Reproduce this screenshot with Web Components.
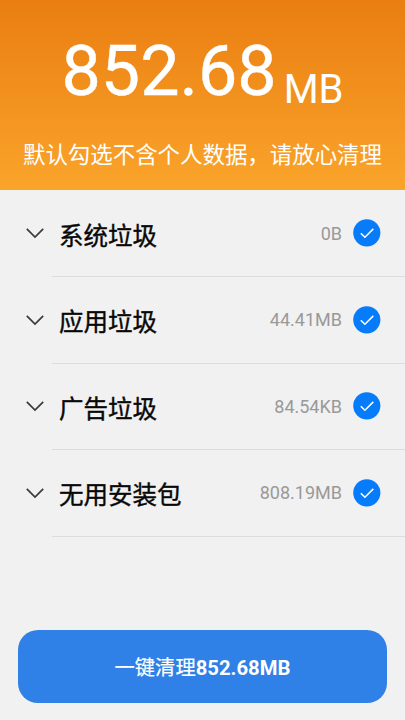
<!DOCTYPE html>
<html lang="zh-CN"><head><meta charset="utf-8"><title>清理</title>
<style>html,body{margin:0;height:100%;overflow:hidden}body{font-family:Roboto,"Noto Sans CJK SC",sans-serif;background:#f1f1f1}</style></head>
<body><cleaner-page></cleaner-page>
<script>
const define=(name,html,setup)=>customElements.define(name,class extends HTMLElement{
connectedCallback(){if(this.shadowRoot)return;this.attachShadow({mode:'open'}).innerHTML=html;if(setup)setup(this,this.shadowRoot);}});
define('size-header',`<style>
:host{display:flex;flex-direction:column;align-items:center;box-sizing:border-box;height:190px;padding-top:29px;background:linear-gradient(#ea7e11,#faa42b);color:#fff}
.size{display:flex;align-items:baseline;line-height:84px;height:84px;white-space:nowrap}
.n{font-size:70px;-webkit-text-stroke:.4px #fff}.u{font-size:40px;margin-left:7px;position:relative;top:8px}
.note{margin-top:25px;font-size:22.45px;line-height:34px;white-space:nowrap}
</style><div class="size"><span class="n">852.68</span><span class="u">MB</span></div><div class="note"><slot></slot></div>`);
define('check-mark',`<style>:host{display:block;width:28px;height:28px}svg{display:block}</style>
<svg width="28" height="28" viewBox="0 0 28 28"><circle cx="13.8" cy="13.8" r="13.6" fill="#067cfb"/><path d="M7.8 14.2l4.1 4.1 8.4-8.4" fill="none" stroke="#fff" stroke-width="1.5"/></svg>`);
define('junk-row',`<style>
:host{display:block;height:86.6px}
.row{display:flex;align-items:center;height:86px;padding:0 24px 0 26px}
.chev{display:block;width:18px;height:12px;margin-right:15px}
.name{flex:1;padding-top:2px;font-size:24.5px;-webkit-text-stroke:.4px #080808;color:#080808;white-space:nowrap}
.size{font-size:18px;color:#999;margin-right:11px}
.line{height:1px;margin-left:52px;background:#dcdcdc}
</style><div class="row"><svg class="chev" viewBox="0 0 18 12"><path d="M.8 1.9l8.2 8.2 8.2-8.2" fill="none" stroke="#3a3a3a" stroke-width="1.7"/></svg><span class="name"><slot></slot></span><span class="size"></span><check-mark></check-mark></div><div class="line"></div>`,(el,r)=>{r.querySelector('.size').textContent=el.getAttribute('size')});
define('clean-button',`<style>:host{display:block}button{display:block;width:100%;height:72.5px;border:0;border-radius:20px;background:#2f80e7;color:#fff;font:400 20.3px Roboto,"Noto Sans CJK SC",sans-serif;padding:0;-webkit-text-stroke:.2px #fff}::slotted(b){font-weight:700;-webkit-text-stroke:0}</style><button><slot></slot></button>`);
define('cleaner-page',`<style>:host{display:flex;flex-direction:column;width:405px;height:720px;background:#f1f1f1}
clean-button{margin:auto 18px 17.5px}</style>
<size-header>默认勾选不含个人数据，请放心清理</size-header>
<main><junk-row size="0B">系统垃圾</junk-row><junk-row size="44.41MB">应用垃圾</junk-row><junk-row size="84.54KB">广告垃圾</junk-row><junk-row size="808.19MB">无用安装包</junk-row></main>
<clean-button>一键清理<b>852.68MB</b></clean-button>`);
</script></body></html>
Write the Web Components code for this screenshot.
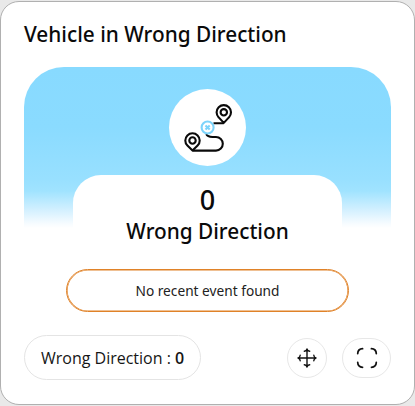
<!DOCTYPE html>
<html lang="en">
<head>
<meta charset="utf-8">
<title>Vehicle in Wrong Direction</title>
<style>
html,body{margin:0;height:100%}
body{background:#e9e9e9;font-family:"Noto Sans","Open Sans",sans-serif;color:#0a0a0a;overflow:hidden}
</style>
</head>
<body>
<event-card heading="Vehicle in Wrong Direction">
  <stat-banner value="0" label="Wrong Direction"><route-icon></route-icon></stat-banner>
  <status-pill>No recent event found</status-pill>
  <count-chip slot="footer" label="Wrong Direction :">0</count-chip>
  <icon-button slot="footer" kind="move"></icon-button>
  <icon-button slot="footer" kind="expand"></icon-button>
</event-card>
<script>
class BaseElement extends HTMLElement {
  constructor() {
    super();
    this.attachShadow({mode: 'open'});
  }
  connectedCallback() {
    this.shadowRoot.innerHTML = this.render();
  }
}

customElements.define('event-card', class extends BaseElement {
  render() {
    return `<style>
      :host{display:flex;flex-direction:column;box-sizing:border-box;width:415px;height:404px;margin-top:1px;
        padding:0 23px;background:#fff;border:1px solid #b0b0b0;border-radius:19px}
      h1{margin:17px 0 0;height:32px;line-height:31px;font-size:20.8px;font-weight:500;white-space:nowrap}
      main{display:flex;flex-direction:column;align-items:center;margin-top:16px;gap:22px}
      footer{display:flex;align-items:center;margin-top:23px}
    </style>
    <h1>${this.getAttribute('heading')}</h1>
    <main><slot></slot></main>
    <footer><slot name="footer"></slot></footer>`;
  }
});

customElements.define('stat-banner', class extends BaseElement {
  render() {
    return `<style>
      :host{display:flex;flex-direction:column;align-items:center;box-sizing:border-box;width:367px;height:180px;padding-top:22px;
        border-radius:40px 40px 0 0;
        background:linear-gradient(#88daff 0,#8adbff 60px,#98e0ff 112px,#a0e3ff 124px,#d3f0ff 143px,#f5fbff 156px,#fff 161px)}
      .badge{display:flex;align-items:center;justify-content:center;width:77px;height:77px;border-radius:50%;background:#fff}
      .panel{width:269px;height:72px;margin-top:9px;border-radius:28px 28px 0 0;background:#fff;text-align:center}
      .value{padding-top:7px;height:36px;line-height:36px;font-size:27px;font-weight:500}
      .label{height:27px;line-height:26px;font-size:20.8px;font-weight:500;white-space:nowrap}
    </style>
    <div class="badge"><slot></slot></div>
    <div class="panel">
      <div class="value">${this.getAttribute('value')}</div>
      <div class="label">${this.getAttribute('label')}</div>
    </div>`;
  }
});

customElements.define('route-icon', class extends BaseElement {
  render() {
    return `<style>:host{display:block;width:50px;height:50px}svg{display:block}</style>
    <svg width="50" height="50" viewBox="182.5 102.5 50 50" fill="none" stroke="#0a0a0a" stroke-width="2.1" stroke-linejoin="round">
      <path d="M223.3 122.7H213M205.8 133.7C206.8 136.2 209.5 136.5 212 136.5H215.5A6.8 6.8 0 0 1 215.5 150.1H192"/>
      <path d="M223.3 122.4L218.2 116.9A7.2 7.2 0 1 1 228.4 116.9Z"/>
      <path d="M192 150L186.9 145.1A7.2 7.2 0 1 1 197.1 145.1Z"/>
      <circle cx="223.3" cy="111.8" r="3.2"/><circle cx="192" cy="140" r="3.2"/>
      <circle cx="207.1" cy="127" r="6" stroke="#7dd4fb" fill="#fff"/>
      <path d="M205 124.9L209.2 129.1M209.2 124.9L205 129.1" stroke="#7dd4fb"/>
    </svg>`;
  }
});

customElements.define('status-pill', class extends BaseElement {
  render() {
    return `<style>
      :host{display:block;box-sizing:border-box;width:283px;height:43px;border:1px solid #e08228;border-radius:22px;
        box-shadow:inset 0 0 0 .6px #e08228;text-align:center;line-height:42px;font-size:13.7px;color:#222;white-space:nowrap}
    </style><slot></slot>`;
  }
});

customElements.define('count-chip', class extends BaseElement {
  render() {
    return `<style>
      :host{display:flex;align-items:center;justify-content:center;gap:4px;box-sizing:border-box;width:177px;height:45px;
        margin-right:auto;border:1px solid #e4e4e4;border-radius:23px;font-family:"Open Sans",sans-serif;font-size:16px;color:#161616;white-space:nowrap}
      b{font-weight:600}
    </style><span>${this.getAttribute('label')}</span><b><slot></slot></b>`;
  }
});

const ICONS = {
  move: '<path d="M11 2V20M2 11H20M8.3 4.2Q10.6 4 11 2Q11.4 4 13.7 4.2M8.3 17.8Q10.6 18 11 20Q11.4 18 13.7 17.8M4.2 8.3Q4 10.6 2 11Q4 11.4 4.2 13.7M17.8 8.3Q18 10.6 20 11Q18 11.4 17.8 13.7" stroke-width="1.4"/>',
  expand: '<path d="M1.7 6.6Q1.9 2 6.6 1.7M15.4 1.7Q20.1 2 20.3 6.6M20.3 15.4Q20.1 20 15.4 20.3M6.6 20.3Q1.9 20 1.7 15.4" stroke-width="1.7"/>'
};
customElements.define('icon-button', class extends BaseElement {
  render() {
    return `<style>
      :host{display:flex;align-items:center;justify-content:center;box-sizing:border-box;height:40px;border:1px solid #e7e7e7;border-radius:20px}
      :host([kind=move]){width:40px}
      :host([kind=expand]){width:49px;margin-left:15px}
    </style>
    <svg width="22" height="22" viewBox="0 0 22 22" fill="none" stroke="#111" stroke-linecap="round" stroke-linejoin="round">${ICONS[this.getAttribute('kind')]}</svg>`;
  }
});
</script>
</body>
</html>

++++

Pull out each line of the records holding the string "screenshot".

Reproduce this screenshot with Web Components.
Write the Web Components code for this screenshot.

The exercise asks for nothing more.